**Your goal**
Pictures stay out of this copy, which runs from the first line of the material through the line containing "Model: XGecu T56</div>".

**Collected material**
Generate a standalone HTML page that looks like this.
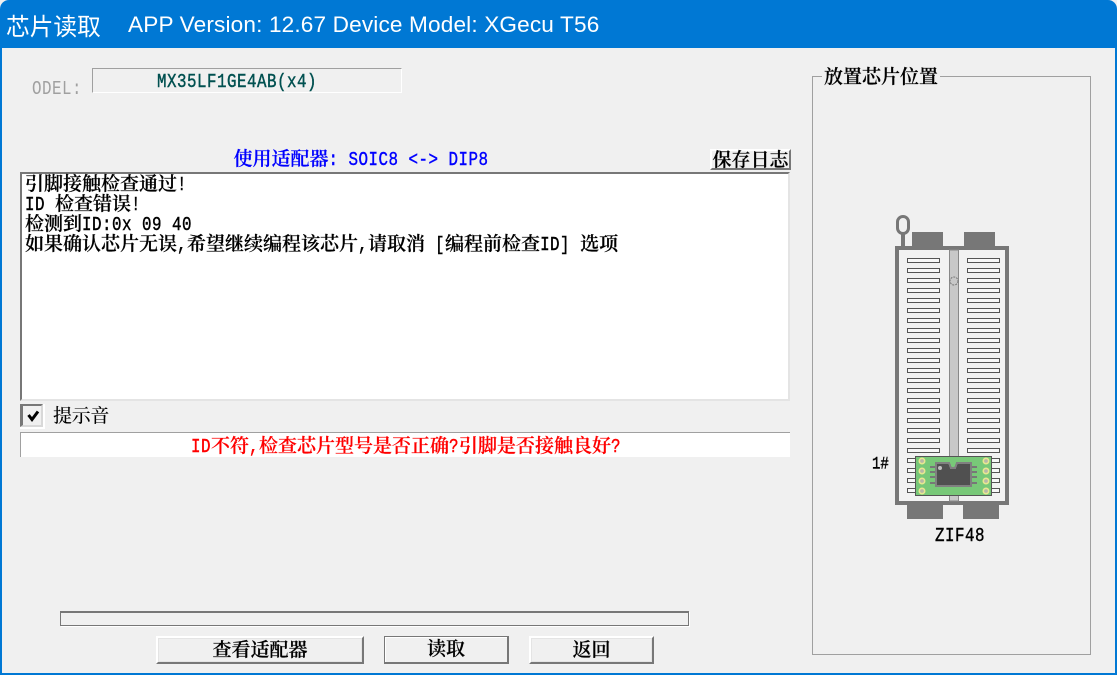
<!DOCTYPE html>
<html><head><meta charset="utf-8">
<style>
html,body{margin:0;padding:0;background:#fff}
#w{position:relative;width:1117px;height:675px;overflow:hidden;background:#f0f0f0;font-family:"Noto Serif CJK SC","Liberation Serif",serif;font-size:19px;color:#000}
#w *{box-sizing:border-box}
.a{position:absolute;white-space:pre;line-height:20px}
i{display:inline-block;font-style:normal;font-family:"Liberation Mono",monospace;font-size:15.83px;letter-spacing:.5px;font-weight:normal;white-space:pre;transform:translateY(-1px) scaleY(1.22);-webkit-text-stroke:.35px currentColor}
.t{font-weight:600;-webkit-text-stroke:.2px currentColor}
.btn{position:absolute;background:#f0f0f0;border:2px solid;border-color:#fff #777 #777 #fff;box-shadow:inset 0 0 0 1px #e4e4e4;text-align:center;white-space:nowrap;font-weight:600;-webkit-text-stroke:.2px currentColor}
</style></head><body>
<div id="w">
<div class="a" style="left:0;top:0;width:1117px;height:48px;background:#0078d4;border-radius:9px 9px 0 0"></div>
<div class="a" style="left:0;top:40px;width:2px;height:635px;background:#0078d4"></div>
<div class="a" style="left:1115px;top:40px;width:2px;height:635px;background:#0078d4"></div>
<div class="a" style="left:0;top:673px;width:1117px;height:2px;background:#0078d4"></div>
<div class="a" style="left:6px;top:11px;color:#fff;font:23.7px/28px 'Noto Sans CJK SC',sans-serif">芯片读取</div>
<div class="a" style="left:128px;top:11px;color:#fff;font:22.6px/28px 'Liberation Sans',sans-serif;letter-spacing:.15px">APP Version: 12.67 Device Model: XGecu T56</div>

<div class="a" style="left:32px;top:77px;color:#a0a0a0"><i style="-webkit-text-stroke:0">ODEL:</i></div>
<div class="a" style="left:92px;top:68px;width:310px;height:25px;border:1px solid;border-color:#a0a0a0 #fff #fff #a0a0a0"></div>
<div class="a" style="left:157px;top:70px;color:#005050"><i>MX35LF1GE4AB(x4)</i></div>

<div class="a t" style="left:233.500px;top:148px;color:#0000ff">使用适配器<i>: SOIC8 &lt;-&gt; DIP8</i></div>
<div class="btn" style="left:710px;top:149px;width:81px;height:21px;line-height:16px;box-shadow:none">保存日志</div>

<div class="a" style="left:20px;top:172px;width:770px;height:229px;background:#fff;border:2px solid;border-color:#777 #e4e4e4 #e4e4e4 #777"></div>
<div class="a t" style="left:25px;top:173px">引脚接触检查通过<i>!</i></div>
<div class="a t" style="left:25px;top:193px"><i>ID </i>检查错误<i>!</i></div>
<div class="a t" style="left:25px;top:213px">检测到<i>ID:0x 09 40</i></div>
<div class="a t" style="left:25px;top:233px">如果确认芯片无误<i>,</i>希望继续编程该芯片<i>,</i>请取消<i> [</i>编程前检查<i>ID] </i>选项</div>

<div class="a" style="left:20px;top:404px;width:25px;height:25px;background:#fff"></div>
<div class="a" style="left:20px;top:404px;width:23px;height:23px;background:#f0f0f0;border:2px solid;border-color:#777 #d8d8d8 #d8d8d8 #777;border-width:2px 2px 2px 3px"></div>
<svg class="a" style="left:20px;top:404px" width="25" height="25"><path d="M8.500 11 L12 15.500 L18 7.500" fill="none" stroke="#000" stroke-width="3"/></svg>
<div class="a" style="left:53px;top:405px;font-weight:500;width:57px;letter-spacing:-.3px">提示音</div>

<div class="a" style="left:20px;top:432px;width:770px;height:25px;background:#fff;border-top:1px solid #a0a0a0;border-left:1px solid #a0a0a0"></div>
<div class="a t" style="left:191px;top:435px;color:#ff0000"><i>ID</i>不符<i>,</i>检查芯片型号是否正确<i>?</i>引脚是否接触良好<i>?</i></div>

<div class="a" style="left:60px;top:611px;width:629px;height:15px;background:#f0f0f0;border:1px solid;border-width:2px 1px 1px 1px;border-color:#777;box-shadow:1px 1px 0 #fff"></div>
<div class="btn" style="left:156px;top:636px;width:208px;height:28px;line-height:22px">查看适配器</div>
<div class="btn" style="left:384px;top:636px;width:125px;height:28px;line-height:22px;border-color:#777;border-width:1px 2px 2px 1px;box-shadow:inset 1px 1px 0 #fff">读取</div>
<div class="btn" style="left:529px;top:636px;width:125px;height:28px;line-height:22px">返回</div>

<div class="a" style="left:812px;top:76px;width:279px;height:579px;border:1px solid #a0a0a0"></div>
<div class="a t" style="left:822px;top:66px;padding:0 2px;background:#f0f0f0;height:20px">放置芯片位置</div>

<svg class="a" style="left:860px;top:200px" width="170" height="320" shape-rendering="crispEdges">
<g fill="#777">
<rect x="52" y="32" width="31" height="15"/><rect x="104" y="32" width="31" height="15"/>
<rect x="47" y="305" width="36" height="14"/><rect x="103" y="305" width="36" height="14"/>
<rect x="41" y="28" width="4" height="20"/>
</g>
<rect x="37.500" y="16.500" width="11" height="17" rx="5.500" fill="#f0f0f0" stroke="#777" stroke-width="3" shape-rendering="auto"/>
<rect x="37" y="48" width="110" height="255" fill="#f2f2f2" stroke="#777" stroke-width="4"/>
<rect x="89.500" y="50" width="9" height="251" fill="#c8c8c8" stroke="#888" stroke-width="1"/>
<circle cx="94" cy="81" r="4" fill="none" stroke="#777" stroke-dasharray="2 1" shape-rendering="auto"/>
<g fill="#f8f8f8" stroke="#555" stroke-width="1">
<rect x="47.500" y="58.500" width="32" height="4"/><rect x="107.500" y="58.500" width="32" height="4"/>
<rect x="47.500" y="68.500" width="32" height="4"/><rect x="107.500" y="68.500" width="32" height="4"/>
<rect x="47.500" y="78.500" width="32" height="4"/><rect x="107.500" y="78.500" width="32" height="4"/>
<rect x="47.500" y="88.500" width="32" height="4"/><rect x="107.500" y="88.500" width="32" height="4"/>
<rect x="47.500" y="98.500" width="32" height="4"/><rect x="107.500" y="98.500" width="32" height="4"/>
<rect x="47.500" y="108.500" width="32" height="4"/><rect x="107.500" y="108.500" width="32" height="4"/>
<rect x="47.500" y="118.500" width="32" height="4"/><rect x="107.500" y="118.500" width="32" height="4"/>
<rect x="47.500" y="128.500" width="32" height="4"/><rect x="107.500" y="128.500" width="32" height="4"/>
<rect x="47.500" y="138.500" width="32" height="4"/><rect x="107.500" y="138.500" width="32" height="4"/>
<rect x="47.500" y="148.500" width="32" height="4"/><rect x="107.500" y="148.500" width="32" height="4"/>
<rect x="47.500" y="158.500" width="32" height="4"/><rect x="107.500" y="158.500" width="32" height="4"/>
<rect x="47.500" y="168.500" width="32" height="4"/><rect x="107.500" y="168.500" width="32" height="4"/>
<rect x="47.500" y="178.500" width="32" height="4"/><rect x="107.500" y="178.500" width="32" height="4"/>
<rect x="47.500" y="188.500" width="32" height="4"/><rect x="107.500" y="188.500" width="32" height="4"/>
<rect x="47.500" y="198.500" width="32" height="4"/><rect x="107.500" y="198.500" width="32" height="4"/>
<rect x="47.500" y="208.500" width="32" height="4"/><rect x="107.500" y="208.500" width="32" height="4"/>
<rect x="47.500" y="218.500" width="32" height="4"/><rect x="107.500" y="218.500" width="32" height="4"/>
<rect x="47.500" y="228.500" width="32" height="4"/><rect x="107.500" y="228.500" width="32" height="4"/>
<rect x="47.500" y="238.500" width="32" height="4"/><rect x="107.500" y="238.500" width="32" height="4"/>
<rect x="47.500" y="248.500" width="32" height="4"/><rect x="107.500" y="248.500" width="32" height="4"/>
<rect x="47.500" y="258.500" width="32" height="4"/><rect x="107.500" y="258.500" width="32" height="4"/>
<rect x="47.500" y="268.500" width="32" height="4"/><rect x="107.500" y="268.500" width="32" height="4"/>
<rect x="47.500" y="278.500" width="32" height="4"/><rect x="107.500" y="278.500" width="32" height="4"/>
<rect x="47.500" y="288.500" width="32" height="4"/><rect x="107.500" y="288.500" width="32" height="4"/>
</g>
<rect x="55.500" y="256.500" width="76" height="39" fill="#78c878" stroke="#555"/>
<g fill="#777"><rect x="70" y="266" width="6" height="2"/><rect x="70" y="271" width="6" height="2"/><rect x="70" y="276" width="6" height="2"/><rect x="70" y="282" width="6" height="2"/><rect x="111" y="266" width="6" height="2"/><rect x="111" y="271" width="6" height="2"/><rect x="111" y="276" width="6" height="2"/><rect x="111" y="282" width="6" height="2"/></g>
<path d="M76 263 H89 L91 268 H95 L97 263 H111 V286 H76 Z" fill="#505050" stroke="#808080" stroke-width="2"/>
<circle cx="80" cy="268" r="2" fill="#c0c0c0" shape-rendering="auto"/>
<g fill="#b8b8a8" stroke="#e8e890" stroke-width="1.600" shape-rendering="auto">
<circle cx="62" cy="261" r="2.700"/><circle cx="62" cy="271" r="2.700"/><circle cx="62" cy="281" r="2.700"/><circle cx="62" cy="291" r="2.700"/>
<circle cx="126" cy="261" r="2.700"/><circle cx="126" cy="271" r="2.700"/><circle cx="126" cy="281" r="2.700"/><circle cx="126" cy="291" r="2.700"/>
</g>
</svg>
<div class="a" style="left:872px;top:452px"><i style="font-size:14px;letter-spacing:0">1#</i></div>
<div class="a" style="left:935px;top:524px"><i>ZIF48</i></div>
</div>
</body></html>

**Solution for this exercise**
Generate a standalone HTML page that looks like this.
<!DOCTYPE html>
<html><head><meta charset="utf-8">
<style>
html,body{margin:0;padding:0;background:#fff}
#w{position:relative;width:1117px;height:675px;overflow:hidden;background:#f0f0f0;font-family:"Noto Serif CJK SC","Liberation Serif",serif;font-size:19px;color:#000}
#w *{box-sizing:border-box}
.a{position:absolute;white-space:pre;line-height:20px}
i{display:inline-block;font-style:normal;font-family:"Liberation Mono",monospace;font-size:15.83px;letter-spacing:.5px;font-weight:normal;white-space:pre;transform:translateY(-1px) scaleY(1.22);-webkit-text-stroke:.35px currentColor}
.t{font-weight:600;-webkit-text-stroke:.2px currentColor}
.btn{position:absolute;background:#f0f0f0;border:2px solid;border-color:#fff #777 #777 #fff;box-shadow:inset 0 0 0 1px #e4e4e4;text-align:center;white-space:nowrap;font-weight:600;-webkit-text-stroke:.2px currentColor}
</style></head><body>
<div id="w">
<div class="a" style="left:0;top:0;width:1117px;height:48px;background:#0078d4;border-radius:9px 9px 0 0"></div>
<div class="a" style="left:0;top:40px;width:2px;height:635px;background:#0078d4"></div>
<div class="a" style="left:1115px;top:40px;width:2px;height:635px;background:#0078d4"></div>
<div class="a" style="left:0;top:673px;width:1117px;height:2px;background:#0078d4"></div>
<div class="a" style="left:6px;top:11px;color:#fff;font:23.7px/28px 'Noto Sans CJK SC',sans-serif">芯片读取</div>
<div class="a" style="left:128px;top:11px;color:#fff;font:22.6px/28px 'Liberation Sans',sans-serif;letter-spacing:.15px">APP Version: 12.67 Device Model: XGecu T56</div>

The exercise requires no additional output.